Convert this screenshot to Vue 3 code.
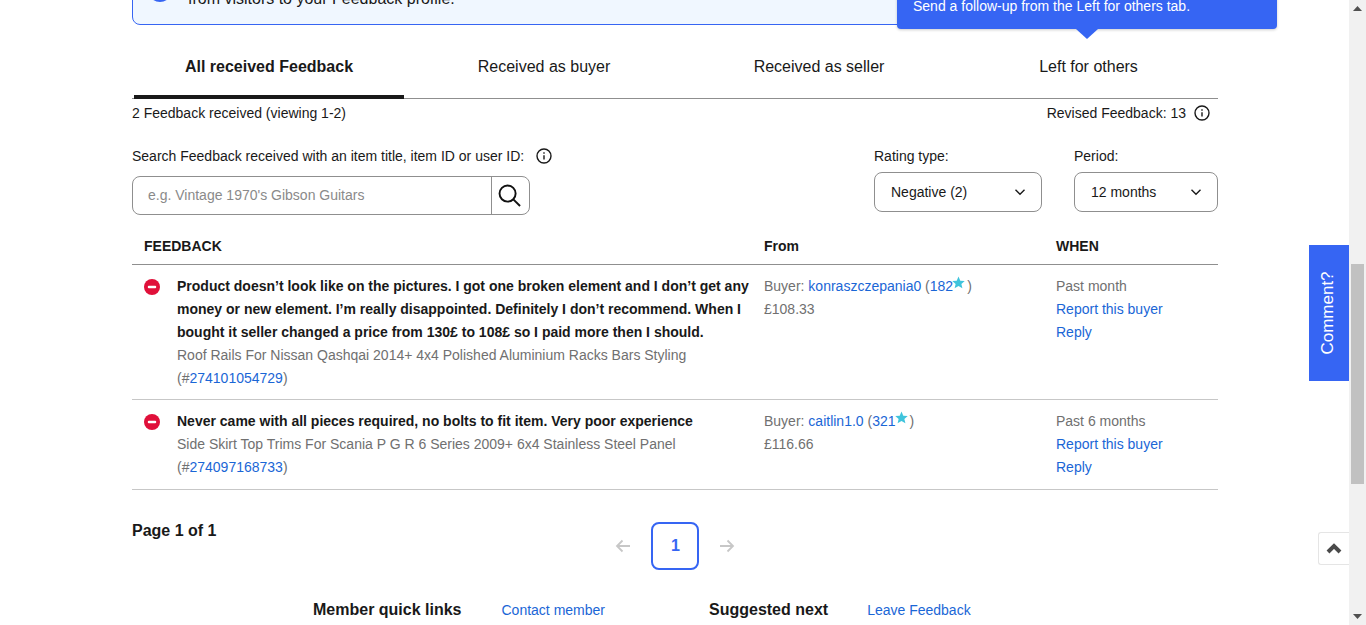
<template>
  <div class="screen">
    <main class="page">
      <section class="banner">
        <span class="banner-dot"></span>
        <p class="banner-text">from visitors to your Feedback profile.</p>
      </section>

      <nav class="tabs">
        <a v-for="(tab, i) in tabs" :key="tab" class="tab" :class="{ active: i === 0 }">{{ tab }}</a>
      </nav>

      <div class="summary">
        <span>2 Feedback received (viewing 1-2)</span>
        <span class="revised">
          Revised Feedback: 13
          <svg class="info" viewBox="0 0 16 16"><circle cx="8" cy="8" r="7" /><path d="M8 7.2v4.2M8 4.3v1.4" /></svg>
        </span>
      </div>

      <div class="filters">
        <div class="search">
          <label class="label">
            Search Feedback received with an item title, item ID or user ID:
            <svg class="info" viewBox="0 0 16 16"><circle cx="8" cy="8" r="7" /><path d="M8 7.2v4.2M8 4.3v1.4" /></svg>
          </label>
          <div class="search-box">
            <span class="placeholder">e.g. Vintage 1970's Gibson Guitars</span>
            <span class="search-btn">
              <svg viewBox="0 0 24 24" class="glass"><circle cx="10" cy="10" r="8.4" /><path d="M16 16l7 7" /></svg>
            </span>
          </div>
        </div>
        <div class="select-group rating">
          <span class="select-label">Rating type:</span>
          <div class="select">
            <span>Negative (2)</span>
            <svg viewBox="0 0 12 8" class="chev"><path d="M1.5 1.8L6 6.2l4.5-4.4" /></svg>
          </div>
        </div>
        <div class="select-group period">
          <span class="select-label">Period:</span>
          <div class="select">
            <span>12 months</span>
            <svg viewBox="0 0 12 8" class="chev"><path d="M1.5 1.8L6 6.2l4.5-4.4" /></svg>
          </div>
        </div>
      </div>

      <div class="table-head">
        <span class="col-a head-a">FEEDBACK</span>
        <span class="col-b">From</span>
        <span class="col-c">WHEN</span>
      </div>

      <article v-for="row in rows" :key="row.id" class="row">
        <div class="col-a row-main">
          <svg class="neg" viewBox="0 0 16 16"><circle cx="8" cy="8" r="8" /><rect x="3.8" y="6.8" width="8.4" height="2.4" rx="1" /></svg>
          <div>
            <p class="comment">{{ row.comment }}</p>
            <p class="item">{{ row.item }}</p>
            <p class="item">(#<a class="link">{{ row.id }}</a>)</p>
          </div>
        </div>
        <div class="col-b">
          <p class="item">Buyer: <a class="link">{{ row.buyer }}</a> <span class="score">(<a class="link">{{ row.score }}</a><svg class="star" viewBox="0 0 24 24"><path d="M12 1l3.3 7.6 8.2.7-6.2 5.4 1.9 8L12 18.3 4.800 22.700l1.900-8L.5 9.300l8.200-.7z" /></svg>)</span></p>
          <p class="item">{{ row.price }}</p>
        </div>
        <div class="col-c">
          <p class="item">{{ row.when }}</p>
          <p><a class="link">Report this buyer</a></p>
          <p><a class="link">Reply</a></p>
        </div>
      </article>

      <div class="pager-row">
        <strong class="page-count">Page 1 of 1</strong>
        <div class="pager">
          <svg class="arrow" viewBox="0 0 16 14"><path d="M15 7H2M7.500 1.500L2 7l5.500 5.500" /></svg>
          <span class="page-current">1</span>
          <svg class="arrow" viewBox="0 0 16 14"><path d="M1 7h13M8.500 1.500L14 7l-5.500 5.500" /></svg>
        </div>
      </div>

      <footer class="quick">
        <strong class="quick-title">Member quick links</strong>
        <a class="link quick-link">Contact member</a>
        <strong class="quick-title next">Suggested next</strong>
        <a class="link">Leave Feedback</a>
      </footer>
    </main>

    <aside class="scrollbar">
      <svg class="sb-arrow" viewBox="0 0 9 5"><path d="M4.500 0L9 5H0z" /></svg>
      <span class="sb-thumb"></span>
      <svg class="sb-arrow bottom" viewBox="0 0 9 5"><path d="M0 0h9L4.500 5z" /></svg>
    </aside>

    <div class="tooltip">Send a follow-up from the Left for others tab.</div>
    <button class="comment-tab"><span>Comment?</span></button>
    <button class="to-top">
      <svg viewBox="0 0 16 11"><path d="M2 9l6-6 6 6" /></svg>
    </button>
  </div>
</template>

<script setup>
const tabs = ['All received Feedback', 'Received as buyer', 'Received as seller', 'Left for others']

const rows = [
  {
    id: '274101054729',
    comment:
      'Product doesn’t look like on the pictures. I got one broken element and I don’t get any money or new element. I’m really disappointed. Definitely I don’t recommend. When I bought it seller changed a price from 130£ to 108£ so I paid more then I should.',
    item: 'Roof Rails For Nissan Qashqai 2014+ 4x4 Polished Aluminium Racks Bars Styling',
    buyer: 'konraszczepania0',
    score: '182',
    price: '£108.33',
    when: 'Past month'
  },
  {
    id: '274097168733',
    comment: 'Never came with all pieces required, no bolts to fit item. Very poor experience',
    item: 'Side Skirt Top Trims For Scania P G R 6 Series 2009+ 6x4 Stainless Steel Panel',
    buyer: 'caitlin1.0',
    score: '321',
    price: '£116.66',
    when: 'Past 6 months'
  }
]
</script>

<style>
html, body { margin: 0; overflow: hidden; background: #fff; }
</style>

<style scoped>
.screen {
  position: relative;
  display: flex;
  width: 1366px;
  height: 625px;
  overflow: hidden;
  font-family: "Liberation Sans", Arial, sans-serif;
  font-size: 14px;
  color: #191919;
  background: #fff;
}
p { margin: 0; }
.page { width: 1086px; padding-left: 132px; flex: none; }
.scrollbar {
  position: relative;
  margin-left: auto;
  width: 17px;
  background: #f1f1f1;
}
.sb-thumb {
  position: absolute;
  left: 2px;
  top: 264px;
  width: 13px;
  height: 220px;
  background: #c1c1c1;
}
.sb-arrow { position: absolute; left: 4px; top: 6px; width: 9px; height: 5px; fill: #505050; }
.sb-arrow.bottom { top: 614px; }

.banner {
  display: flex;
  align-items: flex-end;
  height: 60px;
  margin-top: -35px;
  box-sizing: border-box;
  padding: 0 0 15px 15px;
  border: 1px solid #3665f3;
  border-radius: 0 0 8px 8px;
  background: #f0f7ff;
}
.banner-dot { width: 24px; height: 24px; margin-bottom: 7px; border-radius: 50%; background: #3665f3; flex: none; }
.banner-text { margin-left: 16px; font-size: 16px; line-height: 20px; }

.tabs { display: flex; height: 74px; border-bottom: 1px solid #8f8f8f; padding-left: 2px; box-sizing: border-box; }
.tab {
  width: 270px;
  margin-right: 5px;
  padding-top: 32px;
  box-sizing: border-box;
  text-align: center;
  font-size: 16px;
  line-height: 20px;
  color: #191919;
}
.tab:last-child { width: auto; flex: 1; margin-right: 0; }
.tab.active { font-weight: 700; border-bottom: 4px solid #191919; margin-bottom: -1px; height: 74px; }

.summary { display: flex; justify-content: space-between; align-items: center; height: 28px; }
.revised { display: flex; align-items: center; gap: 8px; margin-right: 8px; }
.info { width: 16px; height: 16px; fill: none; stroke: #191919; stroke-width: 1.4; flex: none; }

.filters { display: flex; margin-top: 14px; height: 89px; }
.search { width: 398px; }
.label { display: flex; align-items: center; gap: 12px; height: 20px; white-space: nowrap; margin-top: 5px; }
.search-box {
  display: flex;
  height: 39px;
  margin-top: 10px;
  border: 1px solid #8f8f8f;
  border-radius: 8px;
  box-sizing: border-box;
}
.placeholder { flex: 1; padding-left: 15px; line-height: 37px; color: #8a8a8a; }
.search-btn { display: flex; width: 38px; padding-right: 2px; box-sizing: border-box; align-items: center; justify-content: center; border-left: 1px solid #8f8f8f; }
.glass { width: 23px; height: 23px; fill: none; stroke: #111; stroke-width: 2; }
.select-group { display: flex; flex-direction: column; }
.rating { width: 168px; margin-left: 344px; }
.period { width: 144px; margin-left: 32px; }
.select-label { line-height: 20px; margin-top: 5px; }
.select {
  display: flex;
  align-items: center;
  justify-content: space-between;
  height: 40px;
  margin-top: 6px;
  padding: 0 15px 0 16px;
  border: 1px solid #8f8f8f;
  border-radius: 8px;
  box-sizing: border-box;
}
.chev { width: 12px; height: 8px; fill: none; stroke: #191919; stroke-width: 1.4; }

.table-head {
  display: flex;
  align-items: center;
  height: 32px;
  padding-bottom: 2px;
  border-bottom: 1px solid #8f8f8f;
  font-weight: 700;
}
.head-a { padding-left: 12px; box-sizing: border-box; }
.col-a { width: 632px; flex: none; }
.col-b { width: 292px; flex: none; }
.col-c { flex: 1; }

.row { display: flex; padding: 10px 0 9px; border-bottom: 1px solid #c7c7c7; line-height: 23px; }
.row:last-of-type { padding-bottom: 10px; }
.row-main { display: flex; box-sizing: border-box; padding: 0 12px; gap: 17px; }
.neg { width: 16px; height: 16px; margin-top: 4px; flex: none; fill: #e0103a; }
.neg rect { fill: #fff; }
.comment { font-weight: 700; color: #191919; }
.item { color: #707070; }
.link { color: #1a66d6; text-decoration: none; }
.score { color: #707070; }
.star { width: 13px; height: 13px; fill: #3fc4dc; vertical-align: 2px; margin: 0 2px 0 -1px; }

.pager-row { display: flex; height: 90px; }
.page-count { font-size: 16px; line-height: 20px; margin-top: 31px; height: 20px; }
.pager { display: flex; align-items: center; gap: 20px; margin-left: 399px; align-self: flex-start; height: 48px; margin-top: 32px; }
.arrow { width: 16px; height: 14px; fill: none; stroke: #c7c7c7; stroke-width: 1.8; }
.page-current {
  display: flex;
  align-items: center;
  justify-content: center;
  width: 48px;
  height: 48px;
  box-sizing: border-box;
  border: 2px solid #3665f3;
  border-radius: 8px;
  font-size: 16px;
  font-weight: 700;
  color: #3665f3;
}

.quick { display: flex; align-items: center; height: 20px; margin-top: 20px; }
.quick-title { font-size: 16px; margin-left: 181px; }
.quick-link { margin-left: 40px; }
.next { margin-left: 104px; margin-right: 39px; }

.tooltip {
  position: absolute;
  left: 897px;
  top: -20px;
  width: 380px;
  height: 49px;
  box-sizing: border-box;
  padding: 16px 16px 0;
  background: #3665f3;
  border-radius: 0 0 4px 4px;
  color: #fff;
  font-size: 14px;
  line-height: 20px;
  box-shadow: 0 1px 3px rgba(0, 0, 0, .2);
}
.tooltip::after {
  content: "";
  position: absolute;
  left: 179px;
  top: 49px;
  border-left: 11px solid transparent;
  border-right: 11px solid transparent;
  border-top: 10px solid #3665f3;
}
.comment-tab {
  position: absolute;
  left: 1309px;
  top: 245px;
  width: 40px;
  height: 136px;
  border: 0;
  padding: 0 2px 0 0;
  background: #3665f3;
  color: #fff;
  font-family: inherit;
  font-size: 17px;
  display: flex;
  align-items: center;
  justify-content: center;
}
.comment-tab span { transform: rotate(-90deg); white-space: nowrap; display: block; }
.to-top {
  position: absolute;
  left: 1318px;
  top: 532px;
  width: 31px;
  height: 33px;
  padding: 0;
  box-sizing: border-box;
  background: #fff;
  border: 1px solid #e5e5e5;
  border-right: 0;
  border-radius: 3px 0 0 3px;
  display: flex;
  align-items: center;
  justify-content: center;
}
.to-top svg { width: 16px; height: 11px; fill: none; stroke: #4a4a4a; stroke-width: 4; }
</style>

⁂

=== Your task ===
Using the listing, say how many lines include the word "this", and add nothing else.

=== Response to the exercise ===
2